Print Trends and Other Horror Stories

Line Graph 1The disappointing condition of the magazine and newspaper industry has become front page news in, of all paces, newspapers. This blog post summarizes a number of articles that I feel are pertinent to automotive publishers.

Local Newspaper’s Web Scramble…

With newspaper sales staffs on a web learning curve, ad sales have tended to focus on print. In 2007 web-only startups had 43.5% of the $8.5B local online ad market. Newspapers had just 33.4% in 2007, down from 44.1% in 2004 (Borrell Associates). Local newspapers have failed to convert Moms and Pops to the web leaving them with bigger accounts but fewer ad clients and therefore increased vulnerability:

Many newspapers also hurt themselves by simply plopping their papers online instead of creating new web sites that offered advertisers something they couldn’t get in print. Newspapers are tied too closely to defending their print products and have not seen the Internet as an innovative and competitive tool to go out and compete.

Online exchanges have grown like weeds by creating a more cost-effective opportunity for advertisers. A  double-whammy to newspapers: Loss of print advertising plus an inability to effectively attract and retain online advertisers.

How to Fix a Broken Newspaper…

Early leaders of the Journal’s online edition privately referred to it as “the paper killer.”

Thanks to rivalry between online and print departments, neither could deliver an optimal product. This reared its ugly head where the circ folks could not agree on how to combine offers for both print and online for fear of suppressing response.

A bigger problem was that newspapers sought to copy fairly closely on the web what they did in print, rather than offer new products taking full advantage of digitization. The most creative new products came mainly from enterprise with little connection to newspapers.

Cost cutting can only do so much and newspapers’ web initiatives, such as they are, have not yet filled the revenue void on the print side.

“It’s a Long Slow Sunset for Ink-on-Paper Magazines…… but sunsets can produce vast sums of money,” according to publishing executive Felix Dennis commenting in a recent issue of The Economist. (Dennis sold the US arm of his publishing firm for $240M.) This quick read provides yet another perspective on the struggle magazines face in re-purposing their content online in an engaging fashion to consumers. Bottom line: Think and implement creatively with online benefits unique to the medium.

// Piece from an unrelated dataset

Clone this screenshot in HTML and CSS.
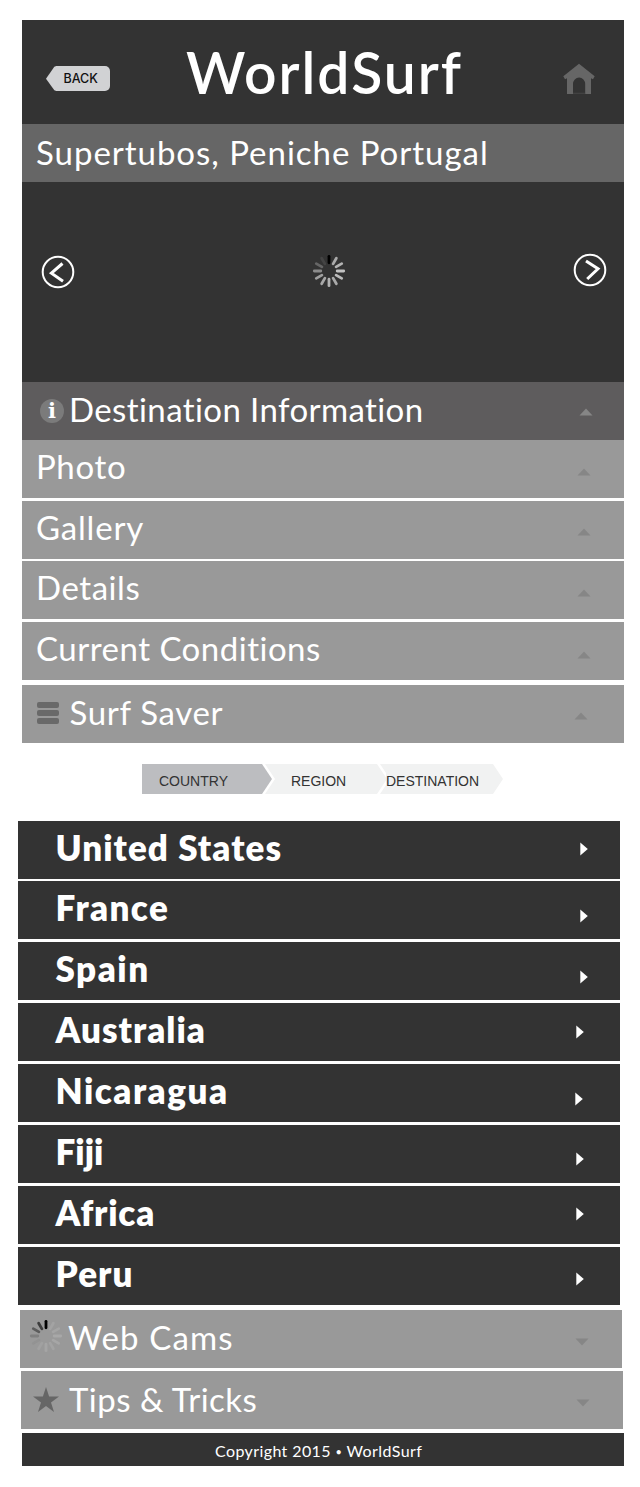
FILE: index.html
```
<!DOCTYPE html>
<html lang="en">
<head>
<meta charset="utf-8">
<title>WorldSurf</title>
<link rel="stylesheet" href="styles.css">
</head>
<body>
<svg class="defs" aria-hidden="true">
  <symbol id="up" viewBox="0 0 14 8"><path d="M7 .5 13.5 7.5H.5z"/></symbol>
  <symbol id="down" viewBox="0 0 14 8"><path d="M.5.5h13L7 7.5z"/></symbol>
  <symbol id="next" viewBox="0 0 8 14"><path d="M.3.5 7.8 7 .3 13.5z"/></symbol>
</svg>
<main class="page">
  <header class="header">
    <a class="back"><span>BACK</span></a>
    <h1 class="brand">WorldSurf</h1>
    <svg class="home" viewBox="0 0 32 31"><path d="M16 .7 31.7 13.2 30 16.2 28 15.2V31h-5.800V21a6.100 6.500 0 0 0-12.200 0V31H4V15.200L2 16.200.3 13.200z"/><path class="step" d="M10 30.300h12.200"/></svg>
  </header>
  <h2 class="row spot"><span class="label">Supertubos, Peniche Portugal</span></h2>
  <section class="viewer">
    <svg class="arrow arrow-prev" viewBox="0 0 34 34"><circle cx="17" cy="17" r="15.300"/><path d="M21.500 8.500 10.400 18.200 22 26.200"/></svg>
    <svg class="spinner" viewBox="-17 -17 34 34">
      <path d="M0-14.700V-8.200" stroke="#000"/>
      <path d="M0-14.700V-8.200" stroke="#aaa" transform="rotate(30)"/>
      <path d="M0-14.700V-8.200" stroke="#b3b3b3" transform="rotate(60)"/>
      <path d="M0-14.700V-8.200" stroke="#c2c2c2" transform="rotate(90)"/>
      <path d="M0-14.700V-8.200" stroke="#bbb" transform="rotate(120)"/>
      <path d="M0-14.700V-8.200" stroke="#aaa" transform="rotate(150)"/>
      <path d="M0-14.700V-8.200" stroke="#b3b3b3" transform="rotate(180)"/>
      <path d="M0-14.700V-8.200" stroke="#a8a8a8" transform="rotate(210)"/>
      <path d="M0-14.700V-8.200" stroke="#a0a0a0" transform="rotate(240)"/>
      <path d="M0-14.700V-8.200" stroke="#8c8c8c" transform="rotate(270)"/>
      <path d="M0-14.700V-8.200" stroke="#666" transform="rotate(300)"/>
      <path d="M0-14.700V-8.200" stroke="#444" transform="rotate(330)"/>
    </svg>
    <svg class="arrow arrow-next" viewBox="0 0 34 34"><circle cx="17" cy="17" r="15.300"/><path d="M13 8 25 15.800 14.200 26"/></svg>
  </section>
  <nav class="menu">
    <a class="row info"><span class="icon badge">i</span><span class="label">Destination Information</span><svg class="caret"><use href="#up"/></svg></a>
    <a class="row photo"><span class="label">Photo</span><svg class="caret"><use href="#up"/></svg></a>
    <a class="row gallery"><span class="label">Gallery</span><svg class="caret"><use href="#up"/></svg></a>
    <a class="row details"><span class="label">Details</span><svg class="caret"><use href="#up"/></svg></a>
    <a class="row conditions"><span class="label">Current Conditions</span><svg class="caret"><use href="#up"/></svg></a>
    <a class="row saver"><svg class="icon bars" viewBox="0 0 22 22"><rect width="22" height="6" rx="2"/><rect y="8" width="22" height="6" rx="2"/><rect y="16" width="22" height="6" rx="2"/></svg><span class="label">Surf Saver</span><svg class="caret"><use href="#up"/></svg></a>
  </nav>
  <ol class="crumbs">
    <li class="crumb current">COUNTRY</li>
    <li class="crumb region">REGION</li>
    <li class="crumb destination">DESTINATION</li>
  </ol>
  <nav class="countries">
    <a class="row us"><span class="label">United States</span><svg class="next"><use href="#next"/></svg></a>
    <a class="row france"><span class="label">France</span><svg class="next"><use href="#next"/></svg></a>
    <a class="row spain"><span class="label">Spain</span><svg class="next"><use href="#next"/></svg></a>
    <a class="row australia"><span class="label">Australia</span><svg class="next"><use href="#next"/></svg></a>
    <a class="row nicaragua"><span class="label">Nicaragua</span><svg class="next"><use href="#next"/></svg></a>
    <a class="row fiji"><span class="label">Fiji</span><svg class="next"><use href="#next"/></svg></a>
    <a class="row africa"><span class="label">Africa</span><svg class="next"><use href="#next"/></svg></a>
    <a class="row peru"><span class="label">Peru</span><svg class="next"><use href="#next"/></svg></a>
  </nav>
  <nav class="extras">
    <a class="row cams"><svg class="icon spinner" viewBox="-17 -17 34 34">
      <path d="M0-14.700V-8.200" stroke="#000"/>
      <path d="M0-14.700V-8.200" stroke="#a3a3a3" transform="rotate(30)"/>
      <path d="M0-14.700V-8.200" stroke="#a5a5a5" transform="rotate(60)"/>
      <path d="M0-14.700V-8.200" stroke="#a8a8a8" transform="rotate(90)"/>
      <path d="M0-14.700V-8.200" stroke="#a6a6a6" transform="rotate(120)"/>
      <path d="M0-14.700V-8.200" stroke="#a3a3a3" transform="rotate(150)"/>
      <path d="M0-14.700V-8.200" stroke="#a5a5a5" transform="rotate(180)"/>
      <path d="M0-14.700V-8.200" stroke="#a1a1a1" transform="rotate(210)"/>
      <path d="M0-14.700V-8.200" stroke="#939393" transform="rotate(240)"/>
      <path d="M0-14.700V-8.200" stroke="#808080" transform="rotate(270)"/>
      <path d="M0-14.700V-8.200" stroke="#5c5c5c" transform="rotate(300)"/>
      <path d="M0-14.700V-8.200" stroke="#3c3c3c" transform="rotate(330)"/>
    </svg><span class="label">Web Cams</span><svg class="caret"><use href="#down"/></svg></a>
    <a class="row tips"><svg class="icon star" viewBox="0 0 26 25"><path d="M13 0 16.100 9.500H26L18 15.400 21 25 13 19.100 5 25 8 15.400 0 9.500H9.900z"/></svg><span class="label">Tips &amp; Tricks</span><svg class="caret"><use href="#down"/></svg></a>
  </nav>
  <footer class="footer">Copyright 2015 <span class="dot">•</span> WorldSurf</footer>
</main>
</body>
</html>
```
FILE: styles.css
```
* { box-sizing: border-box; }
body { margin: 0; background: #fff; color: #fff; font-family: Lato, "Open Sans", sans-serif; }
h1, h2, ol { margin: 0; padding: 0; font-weight: 400; list-style: none; }
svg { display: block; flex: none; }
.defs { display: none; }
.page { padding: 20px 16px 0 22px; }

/* Header */
.header { height: 104px; display: flex; background: #333; }
.back {
  width: 64px; height: 25px; margin: 46px 0 0 24px; padding-left: 17.500px;
  background: #d1d2d4; color: #111; border-radius: 0 5px 5px 0;
  clip-path: polygon(0 51%, 13% 3%, 16% 0, 100% 0, 100% 100%, 16% 100%, 13% 97%);
  font: 500 12.500px/26px Inter, sans-serif;
}
.brand { margin-left: 76px; font-size: 57px; font-weight: 600; line-height: 105px; letter-spacing: 1.960px; white-space: nowrap; }
.home { width: 32px; height: 31px; margin: 43px 29px 0 auto; fill: #666; }
.step { fill: none; stroke: #555; stroke-width: .6; }

/* Shared bars */
.row { display: flex; align-items: flex-start; height: 58px; background: #999; }
.label { padding-left: 14px; font-size: 33px; line-height: 53px; white-space: nowrap; }
.icon + .label { padding-left: 1px; }
.spot { background: #666; }
.spot .label { padding-top: 2px; letter-spacing: .97px; }

/* Viewer */
.viewer { height: 200px; display: flex; background: #333; }
.arrow { width: 34px; height: 34px; fill: none; stroke: #fff; stroke-width: 2; }
.arrow path { stroke-width: 3; }
.arrow-prev { margin: 73px 0 0 19px; }
.arrow-next { margin: 71px 17px 0 auto; }
.spinner { width: 34px; height: 34px; stroke-width: 2.8; stroke-linecap: round; }
.viewer .spinner { margin: 72px 0 0 237px; }

/* Menu */
.caret { width: 14px; height: 8px; margin: 28px 33.5px 0 auto; fill: #868686; }
.info { background: #5e5c5d; }
.info .caret { margin: 25.5px 30.7px 0 auto; }
.info .label { padding-top: 1px; letter-spacing: .4px; }
.badge {
  width: 24px; height: 24px; margin: 17px 4px 0 18px; border-radius: 50%;
  background: #7b7b7b; text-align: center; font: bold 21px/23px "DejaVu Serif", serif;
}
.photo .label { letter-spacing: .65px; }
.gallery { margin-top: 3px; }
.gallery .label { letter-spacing: .8px; }
.gallery .caret { margin-top: 27px; }
.details { margin-top: 2px; }
.details .label { letter-spacing: .55px; }
.details .caret { margin-top: 28px; }
.conditions { margin-top: 3px; }
.conditions .label { letter-spacing: .5px; }
.conditions .caret { margin-top: 28.500px; }
.saver { margin-top: 5px; }
.saver .label { padding-top: 1px; letter-spacing: .66px; }
.saver .caret { margin: 27.300px 35.700px 0 auto; }
.bars { width: 22px; height: 22px; margin: 17px 9.500px 0 15px; fill: #696969; }

/* Breadcrumb */
.crumbs { display: flex; margin: 21px 0 0 120px; color: #333; font: 14px/34px "Liberation Sans", Arial, sans-serif; }
.crumb { height: 30px; background: #f1f2f2; white-space: nowrap; }
.current { width: 130px; padding-left: 17px; background: #bcbdc0; clip-path: polygon(0 0, 120px 0, 100% 50%, 120px 100%, 0 100%); }
.region { width: 122px; margin-left: -7px; padding-left: 26px; clip-path: polygon(0 0, 112px 0, 100% 50%, 112px 100%, 0 100%, 10px 50%); }
.destination { width: 123px; margin-left: -7px; padding-left: 6px; clip-path: polygon(0 0, 113px 0, 100% 50%, 113px 100%, 0 100%, 6px 70%, 6px 30%); }

/* Countries */
.countries { display: flex; flex-direction: column; gap: 2.860px; width: 602.400px; margin: 26.600px 0 0 -4px; }
.countries .row { background: #333; }
.countries .label { padding-left: 37.500px; font-size: 35px; font-weight: 800; line-height: 52px; }
.next { width: 8px; height: 14px; margin: 28px 32.500px 0 auto; fill: #fff; }
.us .label { letter-spacing: 1.060px; }
.us .next { margin-top: 21.500px; }
.france .label { letter-spacing: 1.400px; }
.spain .label { letter-spacing: 1.500px; }
.australia .label { letter-spacing: 1px; }
.australia .next { margin: 21.500px 36px 0 auto; }
.nicaragua .label { letter-spacing: 1.500px; }
.nicaragua .next { margin-right: 37px; }
.fiji .label { letter-spacing: 0; }
.fiji .next { margin: 27px 36px 0 auto; }
.africa .label { letter-spacing: .8px; }
.africa .next { margin: 21.500px 36px 0 auto; }
.peru .label { letter-spacing: 1.100px; }
.peru .next { margin: 25px 36px 0 auto; }

/* Extras */
.extras { padding-top: 5.400px; }
.cams { width: 602.400px; margin-left: -2px; }
.icon.spinner + .label { padding: 1px 0 0; letter-spacing: 1.150px; }
.cams .spinner { margin: 9px 5px 0 9px; }
.tips { width: 602.400px; margin: 3px 0 0 -1px; }
.icon.star + .label { padding: 2px 0 0; letter-spacing: .48px; }
.star { width: 26px; height: 25px; margin: 16px 10px 0 12px; fill: #666; }

.footer { height: 33px; margin-top: 4px; padding-left: 193px; background: #333; font-size: 16px; line-height: 36px; letter-spacing: .4px; }
.dot { font-size: 11px; vertical-align: 1px; }
```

It’s About Community, Stupid…Yes, I’m gonna beat a dead horse: The reader rules.Magazines and newspapers gain traction online when they make readers part of the plan. This article from Revenue magazine points to a number of successful implementations of community participation of editorial content resulting in significant spikes in web traffic. Author John Gartner, editor of Matter-Mag:

Publishing is no longer in the realm of the exalted few, and to ignore the potential of reader contributions is suicidal.